In 1975: The Seven, some loves are lost and some are rekindled, there are births, deaths, and the righting of paths…at least for the time being.

The story of the Deschanels in the 1970s is coming together. For fans of the House of Crimson and Clover saga, the future has become clearer with fantastic backstory explanations. For new readers, this 1970s series is a great place to start. With each installment Ms. Cradit gives readers the drama they crave, the answers they need, and she even includes some happy-for-nows.

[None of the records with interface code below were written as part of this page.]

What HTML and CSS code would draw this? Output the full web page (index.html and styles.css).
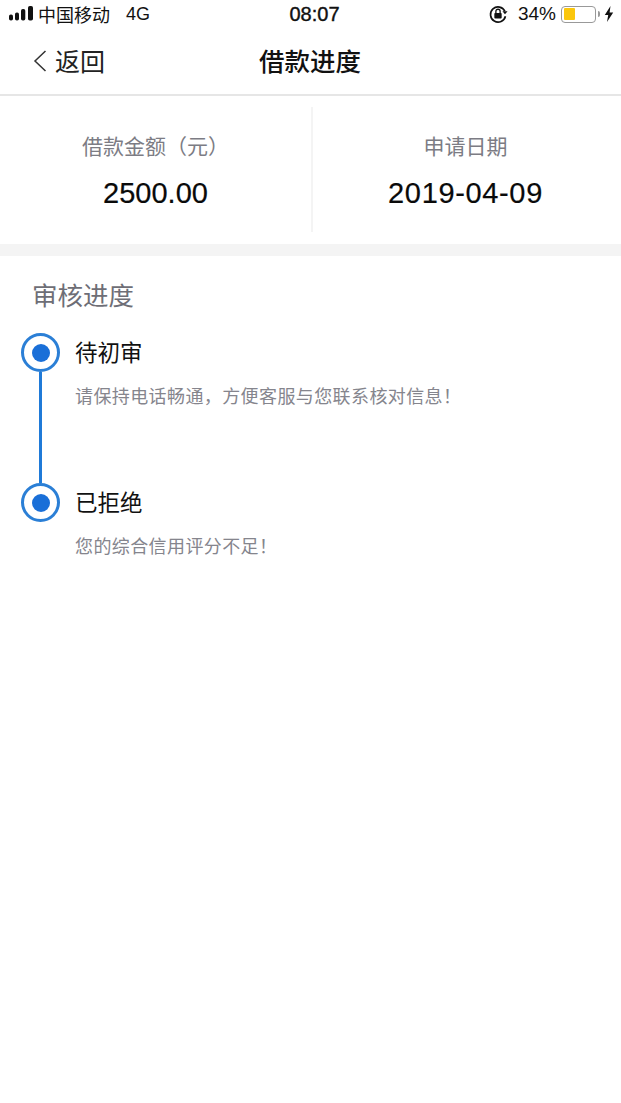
FILE: index.html
```html
<!DOCTYPE html>
<html lang="zh">
<head>
<meta charset="utf-8">
<title>借款进度</title>
<link rel="stylesheet" href="styles.css">
</head>
<body>
<div class="status">
  <div class="status-left">
    <svg class="signal" width="25" height="16" viewBox="0 0 25 16"><rect x="0" y="8.500" width="4" height="6" rx="1.800" fill="#111"/><rect x="6" y="6.500" width="4" height="8" rx="1.800" fill="#111"/><rect x="12" y="3" width="4.300" height="11.500" rx="1.800" fill="#111"/><rect x="19" y="0" width="5" height="14.500" rx="1.800" fill="#111"/></svg>
    <span class="carrier">中国移动</span>
    <span class="net">4G</span>
  </div>
  <div class="clock">08:07</div>
  <div class="status-right">
    <svg class="lock" width="20" height="20" viewBox="0 0 18 18"><path d="M15.200 6.500A6.800 6.800 0 1 0 15.700 11" fill="none" stroke="#111" stroke-width="1.500"/><path d="M13 6.600h4.600l-2.300 2.700z" fill="#111"/><rect x="5.700" y="8" width="6.600" height="5" rx=".8" fill="#111"/><path d="M7.100 8V6.600a1.900 1.900 0 0 1 3.800 0V8" fill="none" stroke="#111" stroke-width="1.200"/></svg>
    <span class="pct">34%</span>
    <div class="battery"><div class="battery-fill"></div></div>
    <div class="battery-cap"></div>
    <svg class="bolt" width="10" height="16" viewBox="0 0 10 16"><path d="M6.500 0 0.800 9h3.400L3 16l6.200-9.500H5.600z" fill="#111"/></svg>
  </div>
</div>

<header class="nav">
  <div class="back">
    <svg class="chevron" width="14" height="24" viewBox="0 0 14 24"><path d="M12.500 2 2 12l10.500 10" fill="none" stroke="#333" stroke-width="1.500"/></svg>
    <span>返回</span>
  </div>
  <h1 class="nav-title">借款进度</h1>
</header>

<section class="summary">
  <div class="cell cell-amount">
    <div class="label">借款金额（元）</div>
    <div class="value">2500.00</div>
  </div>
  <div class="divider"></div>
  <div class="cell cell-date">
    <div class="label">申请日期</div>
    <div class="value value-date">2019-04-09</div>
  </div>
</section>

<section class="progress">
  <h2 class="progress-title">审核进度</h2>
  <div class="step">
    <div class="rail"><div class="node"><div class="dot"></div></div><div class="line"></div></div>
    <div class="step-body">
      <div class="step-title">待初审</div>
      <div class="step-desc">请保持电话畅通，方便客服与您联系核对信息！</div>
    </div>
  </div>
  <div class="step">
    <div class="rail"><div class="node"><div class="dot"></div></div></div>
    <div class="step-body">
      <div class="step-title">已拒绝</div>
      <div class="step-desc">您的综合信用评分不足！</div>
    </div>
  </div>
</section>
</body>
</html>
```

FILE: styles.css
```css
* { box-sizing: border-box; }
html, body { margin: 0; padding: 0; }
body {
  width: 621px;
  height: 1103px;
  background: #fff;
  font-family: "Liberation Sans", "Noto Sans CJK SC", sans-serif;
  overflow: hidden;
}
.status {
  height: 28px;
  display: flex;
  align-items: center;
  justify-content: space-between;
  padding: 0 7px 0 9px;
  color: #111;
  font-size: 18px;
}
.status-left { display: flex; align-items: center; width: 200px; }
.signal { margin-right: 4px; }
.carrier { font-size: 18px; }
.net { margin-left: 16px; }
.clock { font-size: 20px; -webkit-text-stroke: 0.4px #111; margin-left: 6px; }
.status-right { display: flex; align-items: center; width: 200px; justify-content: flex-end; }
.lock { margin-right: 10px; }
.pct { font-size: 19px; margin-right: 5px; }
.battery {
  width: 35px;
  height: 17px;
  border: 1.500px solid #999;
  border-radius: 4px;
  padding: 1.500px;
}
.battery-fill { width: 11px; height: 100%; background: #fbc70d; border-radius: 1px; }
.battery-cap { width: 2px; height: 6px; background: #999; margin: 0 4px 0 2px; border-radius: 0 2px 2px 0; }
.nav {
  height: 68px;
  border-bottom: 2px solid #e6e6e6;
  position: relative;
  display: flex;
  align-items: center;
  justify-content: center;
  padding-bottom: 4px;
}
.back {
  position: absolute;
  left: 33px;
  top: 0;
  height: 66px;
  display: flex;
  align-items: center;
  font-size: 25px;
  color: #222;
}
.chevron { margin-right: 8px; }
.back span { margin-top: -2px; }
.nav-title { margin: 0 0 0 -1px; font-size: 25.500px; font-weight: 500; color: #111; }
.summary {
  height: 148px;
  display: flex;
  align-items: center;
}
.cell {
  text-align: center;
  height: 100%;
  padding-top: 37px;
}
.cell-amount { width: 311px; }
.cell-date { width: 308px; padding-right: 3px; }
.divider { width: 2px; height: 125px; background: #f4f4f4; margin-top: -1px; }
.label { font-size: 21px; line-height: 28px; color: #7c7c84; }
.value { font-size: 29px; line-height: 34px; color: #0a0a0a; margin-top: 15px; -webkit-text-stroke: 0.2px #0a0a0a; }
.value-date { letter-spacing: 0.65px; }
.progress { border-top: 12px solid #f4f4f4; padding: 0 0 0 21px; }
.progress-title {
  margin: 0 0 0 11px;
  padding-top: 24px;
  font-size: 25.500px;
  line-height: 32px;
  font-weight: 400;
  color: #6e6e76;
  height: 77px;
}
.step { display: flex; height: 150px; }
.rail { width: 39px; display: flex; flex-direction: column; align-items: center; }
.node {
  width: 39px;
  height: 39px;
  flex: none;
  border: 3.500px solid #2b7fd6;
  border-radius: 50%;
  display: flex;
  align-items: center;
  justify-content: center;
}
.dot { width: 18px; height: 18px; border-radius: 50%; background: #1a6fd8; }
.line { width: 3px; flex: 1; background: #1f7ad8; }
.step-body { margin-left: 15px; padding-top: 1px; }
.step-title { font-size: 22.500px; line-height: 40px; color: #111; }
.step-desc { font-size: 18px; letter-spacing: 0.4px; line-height: 26px; color: #85858d; margin-top: 10px; white-space: nowrap; }
```
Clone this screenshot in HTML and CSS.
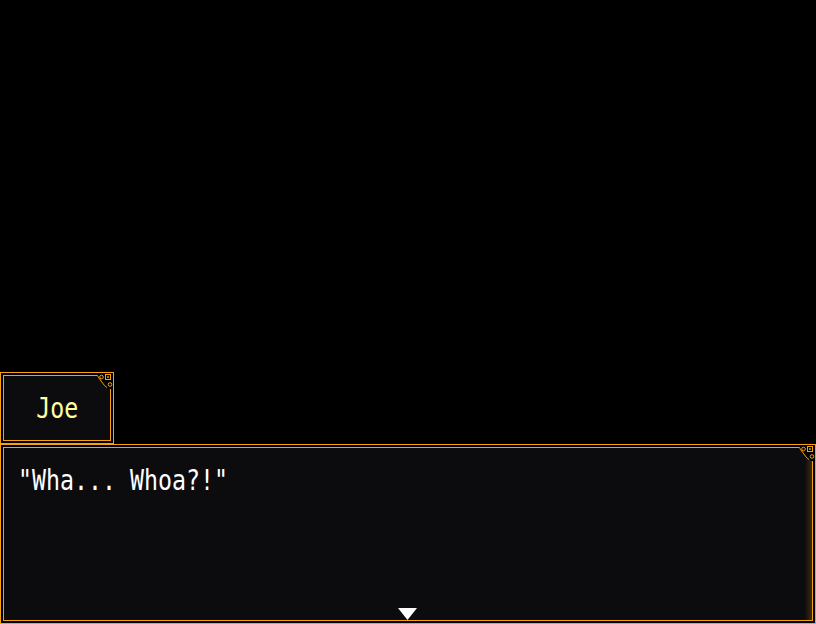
FILE: index.html
```html
<!DOCTYPE html>
<html>
<head>
<meta charset="utf-8">
<link rel="stylesheet" href="styles.css">
</head>
<body>
<div class="screen">
  <div class="stage"></div>
  <div class="window namebox">
    <svg class="orn" width="18" height="18" viewBox="0 0 18 18">
      <path d="M0 1 H17 V17 H13 L11 15.5 L8.5 13.5 L2.5 5.5 L1.5 4 L0 4 Z" fill="#000"/>
      <path d="M0 3.5 H1.5 L2.5 5.5 L8.5 13.5 L11 15.5" fill="none" stroke="#f8a10c" stroke-width="1"/>
      <circle cx="5.5" cy="5" r="1.8" fill="none" stroke="#f8a10c" stroke-width="1"/>
      <rect x="9.5" y="2.5" width="5" height="5" fill="none" stroke="#f8a10c" stroke-width="1"/>
      <circle cx="12" cy="5" r="0.9" fill="#f8a10c"/>
      <circle cx="14" cy="12.5" r="1.8" fill="none" stroke="#f8a10c" stroke-width="1"/>
    </svg>
    <span class="txt name">Joe</span>
  </div>
  <div class="window msgbox">
    <svg class="orn" width="18" height="18" viewBox="0 0 18 18">
      <path d="M0 1 H17 V17 H13 L11 15.5 L8.5 13.5 L2.5 5.5 L1.5 4 L0 4 Z" fill="#000"/>
      <path d="M0 3.5 H1.5 L2.5 5.5 L8.5 13.5 L11 15.5" fill="none" stroke="#f8a10c" stroke-width="1"/>
      <circle cx="5.5" cy="5" r="1.8" fill="none" stroke="#f8a10c" stroke-width="1"/>
      <rect x="9.5" y="2.5" width="5" height="5" fill="none" stroke="#f8a10c" stroke-width="1"/>
      <circle cx="12" cy="5" r="0.9" fill="#f8a10c"/>
      <circle cx="14" cy="12.5" r="1.8" fill="none" stroke="#f8a10c" stroke-width="1"/>
    </svg>
    <div class="line"><span class="txt msg">"Wha... Whoa?!"</span></div>
    <svg class="pause" width="19" height="12" viewBox="0 0 19 12">
      <polygon points="0,0 19,0 9.5,12" fill="#fff"/>
    </svg>
  </div>
</div>
</body>
</html>
```

FILE: styles.css
```css
html, body {
  margin: 0;
  padding: 0;
  background: #000;
}

.screen {
  width: 816px;
  height: 624px;
  display: flex;
  flex-direction: column;
  overflow: hidden;
  font-family: "DejaVu Sans Mono", monospace;
  font-size: 28px;
  line-height: 36px;
}

.stage {
  flex: 1;
}

.window {
  position: relative;
  box-sizing: border-box;
  border: 1px solid #f8a10c;
  background: #0c0c0f;
  box-shadow: inset 0 0 0 2px #000, inset 0 0 0 3px #f8a10c;
  padding: 18px 17px 16px;
  flex: none;
}

.namebox {
  width: 114px;
  height: 72px;
  text-align: center;
  white-space: nowrap;
}

.msgbox {
  width: 816px;
  height: 180px;
}

.msgbox::before {
  content: "";
  position: absolute;
  top: 3px;
  bottom: 3px;
  right: 3px;
  width: 7px;
  background: linear-gradient(to right, rgba(248, 161, 12, 0), rgba(248, 161, 12, 0.22));
}

.orn {
  position: absolute;
  top: -1px;
  right: -1px;
  display: block;
}

.txt {
  display: inline-block;
  transform: scaleX(0.83);
  white-space: pre;
}

.name {
  color: #ffffa0;
  transform-origin: center;
}

.msg {
  color: #fff;
  transform-origin: left;
}

.line {
  padding-left: 0;
}

.pause {
  position: absolute;
  bottom: 3px;
  left: calc(50% - 10px);
  display: block;
}
```
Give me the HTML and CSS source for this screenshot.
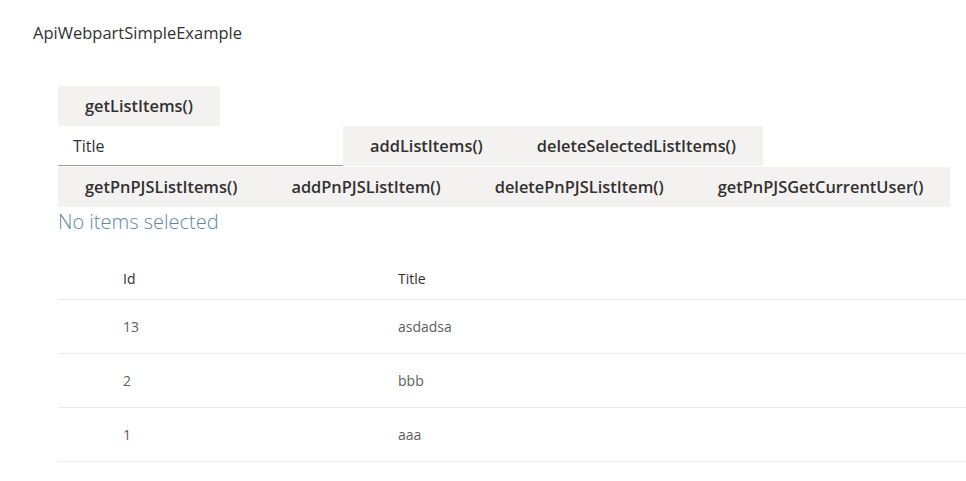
FILE: index.html
```html
<!DOCTYPE html>
<html>
<head>
<meta charset="utf-8">
<link rel="stylesheet" href="styles.css">
</head>
<body>
<div class="title">ApiWebpartSimpleExample</div>
<div class="app">
  <div class="row">
    <button class="btn">getListItems()</button>
  </div>
  <div class="row">
    <div class="field">Title</div>
    <button class="btn">addListItems()</button>
    <button class="btn">deleteSelectedListItems()</button>
  </div>
  <div class="row row-sep">
    <button class="btn">getPnPJSListItems()</button>
    <button class="btn">addPnPJSListItem()</button>
    <button class="btn">deletePnPJSListItem()</button>
    <button class="btn">getPnPJSGetCurrentUser()</button>
  </div>
  <div class="status">No items selected</div>
  <div class="list">
    <div class="list-row list-head">
      <div class="cell cell-id">Id</div>
      <div class="cell">Title</div>
    </div>
    <div class="list-row">
      <div class="cell cell-id">13</div>
      <div class="cell">asdadsa</div>
    </div>
    <div class="list-row">
      <div class="cell cell-id">2</div>
      <div class="cell">bbb</div>
    </div>
    <div class="list-row">
      <div class="cell cell-id">1</div>
      <div class="cell">aaa</div>
    </div>
  </div>
</div>
</body>
</html>
```
FILE: styles.css
```css
html, body {
  margin: 0;
  padding: 0;
  background: #ffffff;
  font-family: "Open Sans", "Noto Sans", "Liberation Sans", sans-serif;
  color: #323130;
}
.title {
  font-size: 16.5px;
  line-height: 22px;
  padding: 22px 0 0 33px;
  color: #323130;
}
.app {
  margin: 42px 0 0 58px;
}
.row {
  display: flex;
  align-items: stretch;
  height: 40px;
}
.row-sep {
  margin-top: 1px;
}
.btn {
  border: none;
  margin: 0;
  background: #f3f2f1;
  color: #323130;
  font-family: inherit;
  font-size: 16.4px;
  font-weight: 600;
  padding: 0 27px 1px 27px;
  height: 40px;
  cursor: pointer;
}
.field {
  width: 285px;
  box-sizing: border-box;
  padding: 0 0 0 15px;
  border-bottom: 1px solid #a19f9d;
  font-size: 16px;
  line-height: 41px;
  color: #323130;
}
.status {
  font-size: 20px;
  font-weight: 300;
  line-height: 30px;
  color: #5f88a3;
  margin-top: 0;
}
.list {
  margin-top: 21px;
}
.list-row {
  display: grid;
  grid-template-columns: 340px 1fr;
  height: 53px;
  align-items: center;
  border-bottom: 1px solid #edebe9;
  font-size: 14px;
  color: #605e5c;
}
.list-head {
  height: 41px;
  color: #323130;
  font-size: 14px;
}
.cell-id {
  padding-left: 65px;
}
```
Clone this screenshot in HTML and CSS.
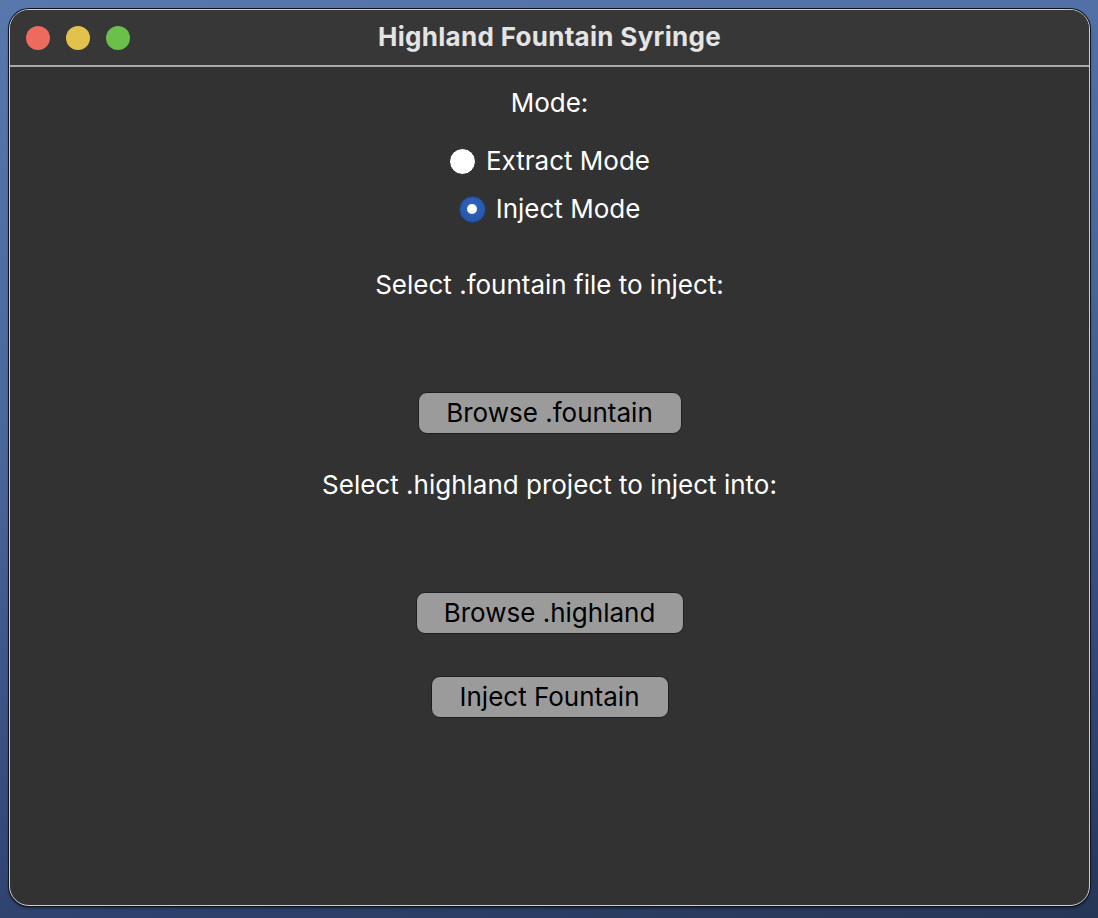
FILE: index.html
```html
<!DOCTYPE html>
<html>
<head>
<meta charset="utf-8">
<link rel="stylesheet" href="styles.css">
</head>
<body>
<div class="window">
  <div class="titlebar">
    <div class="lights">
      <span class="light red"></span>
      <span class="light yellow"></span>
      <span class="light green"></span>
    </div>
    <div class="title">Highland Fountain Syringe</div>
  </div>
  <div class="content">
    <div class="label mode-label">Mode:</div>
    <label class="radio extract"><span class="dot off"></span><span>Extract Mode</span></label>
    <label class="radio inject"><span class="dot on"></span><span>Inject Mode</span></label>
    <div class="label sel1">Select .fountain file to inject:</div>
    <button class="btn btn1">Browse .fountain</button>
    <div class="label sel2">Select .highland project to inject into:</div>
    <button class="btn btn2">Browse .highland</button>
    <button class="btn btn3">Inject Fountain</button>
  </div>
</div>
</body>
</html>
```

FILE: styles.css
```css
* { box-sizing: border-box; }
html, body { height: 100%; }
body {
  margin: 0;
  padding: 9px 8px 12px 9px;
  background: linear-gradient(170deg, #5877ad 0%, #4a679c 40%, #34497a 75%, #263656 100%);
  font-family: "Inter", "Liberation Sans", sans-serif;
}
.window {
  height: 897px;
  width: 1081px;
  background: #323232;
  border: 1px solid #cfcfcf;
  border-radius: 20px;
  box-shadow: 0 0 0 1px #0e1420, 0 2px 3px rgba(0,0,0,0.5);
  display: flex;
  flex-direction: column;
  overflow: hidden;
}
.titlebar {
  height: 57px;
  flex: none;
  background: #373737;
  border-bottom: 2px solid #a9a9a9;
  display: flex;
  align-items: center;
  position: relative;
}
.lights {
  display: flex;
  gap: 16px;
  padding-left: 16px;
}
.light {
  width: 24px;
  height: 24px;
  border-radius: 50%;
  display: block;
}
.red { background: #ed6a5e; }
.yellow { background: #e2c24c; }
.green { background: #6ac04a; }
.title {
  position: absolute;
  left: 0; right: 0;
  top: 0; bottom: 0;
  display: flex;
  align-items: center;
  justify-content: center;
  padding-bottom: 2px;
  color: #e4e4e4;
  font-weight: 700;
  font-size: 26px;
  letter-spacing: 0.3px;
}
.content {
  flex: 1;
  display: flex;
  flex-direction: column;
  align-items: center;
  color: #ffffff;
  font-size: 26px;
  padding-top: 20px;
}
.label {
  line-height: 32px;
  height: 32px;
}
.radio {
  display: flex;
  align-items: center;
  gap: 10px;
  line-height: 32px;
  height: 32px;
}
.extract { margin-top: 26px; }
.inject { margin-top: 16px; }
.dot {
  width: 27px;
  height: 27px;
  border-radius: 50%;
  display: block;
  position: relative;
}
.dot.off {
  background: #ffffff;
  border: 1.5px solid #1a1a1a;
}
.dot.on {
  background: radial-gradient(circle at 50% 40%, #2f66c4 0%, #2757a8 70%, #1f4a92 100%);
  border: 1px solid #1d3f7a;
}
.dot.on::after {
  content: "";
  position: absolute;
  width: 10px;
  height: 10px;
  border-radius: 50%;
  background: #ffffff;
  left: 50%;
  top: 50%;
  transform: translate(-50%, -50%);
}
.sel1 { margin-top: 44px; }
.sel2 { margin-top: 35px; }
.btn {
  font-family: inherit;
  font-size: 26px;
  color: #000;
  background: #9b9b9b;
  border: 1.5px solid #1e1e1e;
  border-radius: 9px;
  height: 42px;
  padding: 0;
  line-height: 38px;
  flex: none;
}
.btn1 { margin-top: 91px; width: 264px; }
.btn2 { margin-top: 91px; width: 268px; }
.btn3 { margin-top: 42px; width: 238px; }
```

In 1975 readers see the passive-aggressive behavior of the possessed or mental ill Ekatherina. Being highly sensitive, Augustus is uxorious in his responses to Ekatherina’s acrimony. When tragedy strikes, can the self-righteous Noah “walk the talk” and accept his lover for who she is? When crass Charles and acidic Cordelia come to loggerheads, he finds an unique if not wholesome solution. Unfortunately, conniving Catherine may throw a wrench in the works, but Charles knows Colin remains clueless to his wife as usual.

“Are we ever ready for any of the shit life throws at us?”

The novella culminates when the family is together again for Christmas at Ophiele—including new additions to the clan and some lost souls.

“The memory of Maddy was dimmest here, for they’d treated Ophélie as a summer home only, until after she died and Mama had the idea that the family estate was where they needed to be to heal. Her ghost was everywhere anyway, no matter where they were on Christmas Eve, because this would always and forever be Maddy’s day. She’d unintentionally sealed her name on all future December 24ths and there was nothing to be done about it.”

 This is the best installment to date. It included a strong plot with most of the Deschanel siblings’ stories moving forward. Certainly, as Ms. Cradit gets closer to the end of this series, she is weaving the young sibling’s stories into the already established future of House of Crimson and Clover, and it is a delight to read her tapestry. There were a few crass phrases and sex scenes that I felt were unnecessary and detracted from the story, but overall, the writing quality and world building are excellent. I am really looking forward to the rest of the series, especially Elizabeth and Evangeline’s stories.